Sejak zaman purba peria digunakan untuk merawat penderita kencing manis karena terbukti berkhasiat hipoglikemik melalui insulin nabati yang mengurangi kandungan gula dalam darah dan air kencing.
Penelitian mengenai khasiat hipoglikemik ini dilakukan oleh William D.Torres pada tahun 2004 baik secara in vitro maupun in vivo. Efek peria dalam menurunkan gula darah pada hewan percobaan bekerja dengan mencegah usus menyerap gula yang dimakan.

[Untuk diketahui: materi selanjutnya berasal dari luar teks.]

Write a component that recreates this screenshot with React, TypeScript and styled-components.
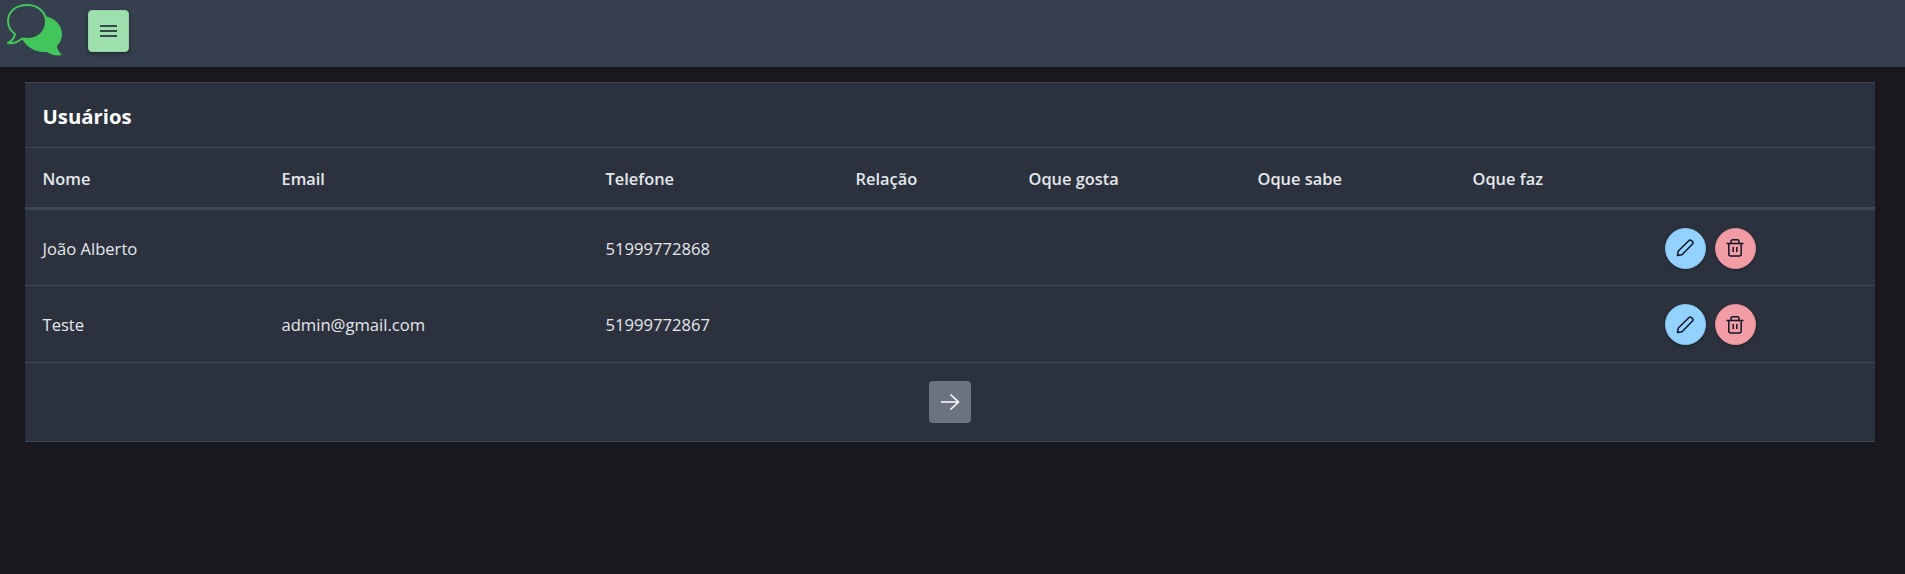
import React from 'react';
import styled, { createGlobalStyle } from 'styled-components';

const GlobalStyle = createGlobalStyle`
  html, body { margin: 0; padding: 0; height: 100%; }
  body {
    background: #18181e;
    color: #e5e7eb;
    font-family: "Open Sans", "Noto Sans", "Liberation Sans", sans-serif;
    font-size: 16px;
  }
`;

const Page = styled.div`
  min-height: 574px;
  display: flex;
  flex-direction: column;
`;

const Topbar = styled.header`
  height: 67px;
  background: #363f4e;
  display: flex;
  align-items: flex-start;
  padding: 4px 0 0 5px;
  box-sizing: border-box;
  gap: 23px;
`;

const MenuButton = styled.button`
  width: 41px;
  height: 42px;
  margin-top: 6px;
  border: 1px solid #93d3a2;
  border-radius: 4px;
  background: #9ee0ad;
  box-shadow: 0 2px 4px rgba(0, 0, 0, 0.35);
  display: flex;
  align-items: center;
  justify-content: center;
  padding: 0;
  color: #111827;
`;

const Content = styled.main`
  padding: 15px 30px 0 25px;
`;

const Card = styled.section`
  background: #2b323e;
  border-top: 1px solid #3d4856;
  border-bottom: 1px solid #3d4856;
`;

const CardTitle = styled.h2`
  margin: 0;
  height: 65px;
  display: flex;
  align-items: center;
  padding: 2px 17.5px 0;
  box-sizing: border-box;
  font-size: 20.3px;
  font-weight: 700;
  color: #fff;
  border-bottom: 1px solid #3d4856;
`;

const Table = styled.table`
  width: 100%;
  border-collapse: collapse;
  table-layout: fixed;
`;

const Col = styled.col<{ $w: number }>`
  width: ${(p) => p.$w}px;
`;

const Th = styled.th`
  height: 58px;
  padding: 1px 17.5px 0;
  text-align: left;
  font-size: 16.4px;
  font-weight: 600;
  color: #e5e7eb;
  border-bottom: 3px solid #3d4856;
`;

const Row = styled.tr`
  height: 77px;
  border-bottom: 1px solid #3d4856;
`;

const Td = styled.td`
  padding: 1px 17.5px 0;
  font-size: 16.6px;
  color: #e5e7eb;
`;

const Actions = styled.div`
  display: flex;
  gap: 9px;
`;

const RoundButton = styled.button<{ $bg: string; $ring: string }>`
  width: 41px;
  height: 41px;
  border: 1px solid ${(p) => p.$ring};
  border-radius: 50%;
  background: ${(p) => p.$bg};
  box-shadow: 0 1px 3px rgba(0, 0, 0, 0.3);
  display: flex;
  align-items: center;
  justify-content: center;
  padding: 0;
  color: #111827;
`;

const Pager = styled.div`
  height: 78px;
  display: flex;
  align-items: center;
  justify-content: center;
`;

const PagerButton = styled.button`
  width: 42px;
  height: 42px;
  border: none;
  border-radius: 4px;
  background: #6b7280;
  display: flex;
  align-items: center;
  justify-content: center;
  padding: 0;
  color: #fff;
`;

const widths = [239, 324, 250, 173, 229, 215, 192, 228];
const headers = ['Nome', 'Email', 'Telefone', 'Relação', 'Oque gosta', 'Oque sabe', 'Oque faz', ''];
const users = [
  { nome: 'João Alberto', email: '', telefone: '51999772868' },
  { nome: 'Teste', email: 'admin@gmail.com', telefone: '51999772867' },
];

function Logo() {
  return (
    <svg width="60" height="54" viewBox="0 0 60 54">
      <path d="M40 12c10 2 17 9 17 18 0 5-2 9-5 12 0 3 2 6 5 9-6 1-11 0-15-3-12 1-20-5-25-13z" fill="#42c65b" strokeLinejoin="round" />
      <path
        d="M22 1C11 1 3 7.500 3 17c0 5 2 9.500 7 13-.5 3-3 7-7 9 5 .8 10-1 14-4.500 1.500.3 3.500.5 5 .5 11 0 19-7 19-17S33 1 22 1z"
        fill="#363f4e"
        stroke="#42c65b"
        strokeWidth="2"
        strokeLinejoin="round"
      />
    </svg>
  );
}

function PencilIcon() {
  return (
    <svg width="20" height="20" viewBox="0 0 20 20" fill="none" stroke="currentColor" strokeWidth="1.500" strokeLinejoin="round">
      <path d="M2.500 17.500l.8-4.500L13.800 2.700c.8-.8 2-.8 2.800 0l.7.7c.8.8.8 2 0 2.800L7 16.700z" />
    </svg>
  );
}

function TrashIcon() {
  return (
    <svg width="20" height="20" viewBox="0 0 20 20" fill="none" stroke="currentColor" strokeWidth="1.500">
      <path d="M1.500 5.500h17M3.800 5.500v10.500c0 1.200.8 2 2 2h8.400c1.200 0 2-.8 2-2V5.500M6 5.500V3.500c0-1 .6-1.700 1.700-1.700h4.600c1.100 0 1.700.7 1.700 1.700v2M8.200 9v5M11.800 9v5" />
    </svg>
  );
}

function App() {
  return (
    <Page>
      <GlobalStyle />
      <Topbar>
        <Logo />
        <MenuButton aria-label="Menu">
          <svg width="17" height="14" viewBox="0 0 17 14" stroke="currentColor" strokeWidth="1.500">
            <path d="M0 2h17M0 7h17M0 12h17" />
          </svg>
        </MenuButton>
      </Topbar>
      <Content>
        <Card>
          <CardTitle>Usuários</CardTitle>
          <Table>
            <colgroup>
              {widths.map((w, i) => (
                <Col key={i} $w={w} />
              ))}
            </colgroup>
            <thead>
              <tr>
                {headers.map((h, i) => (
                  <Th key={i}>{h}</Th>
                ))}
              </tr>
            </thead>
            <tbody>
              {users.map((u) => (
                <Row key={u.telefone}>
                  <Td>{u.nome}</Td>
                  <Td>{u.email}</Td>
                  <Td>{u.telefone}</Td>
                  <Td />
                  <Td />
                  <Td />
                  <Td />
                  <Td>
                    <Actions>
                      <RoundButton $bg="#93d1ff" $ring="#8ac6f2" aria-label="Editar">
                        <PencilIcon />
                      </RoundButton>
                      <RoundButton $bg="#f29ca6" $ring="#e58d98" aria-label="Excluir">
                        <TrashIcon />
                      </RoundButton>
                    </Actions>
                  </Td>
                </Row>
              ))}
            </tbody>
          </Table>
          <Pager>
            <PagerButton aria-label="Próxima">
              <svg width="20" height="18" viewBox="0 0 20 18" fill="none" stroke="currentColor" strokeWidth="1.600">
                <path d="M1 9h17M10.500 1.500L18.500 9 10.500 16.500" />
              </svg>
            </PagerButton>
          </Pager>
        </Card>
      </Content>
    </Page>
  );
}

export default App;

Selain itu diduga peria memiliki komponen yang menyerupai sulfonylurea, yakni obat antidiabetes paling tua . Obat jenis ini menstimulasi sel beta kelenjar pankreas tubuh memproduksi insulin lebih banyak, selain meningkatkan deposit cadangan gula glikogen di hati. Momordisin, sejenis glukosida yang terkandung dalam peria juga mampu menurunkan kadar gula dalam darah dan membantu pankreas menghasilkan insulin. Efek peria dalam menurunkan gula darah pada kelinci diperkirakan juga serupa dengan mekanisme insulin. Penemuan peria sebagai antidiabetes ini diperkuat oleh hasil penelitian ahli obat berkebangsaan Inggris, A.Raman dan C.lau pada tahun 1996 yang menyatakan bahwa sari dan serbuk kering buah peria menyebabkan pengurangan kadar glukosa dalam darahdan meningkatkan toleransi glukosa. Dalam ramuan tradisional, buah peria ditumbuk hingga menghasilkan cairan pahit atau merebus daun serta buahnya sehingga menghasilkan air yang dapat diminum secara langsung. Sebagai obat diabetes, buah peria dapat disajikan sebagai teh karena terbukti tidak memiliki efek samping terhadap sistem pencernaan sehingga tepat dikonsumsi oleh penderita yang mengalami konstipasi.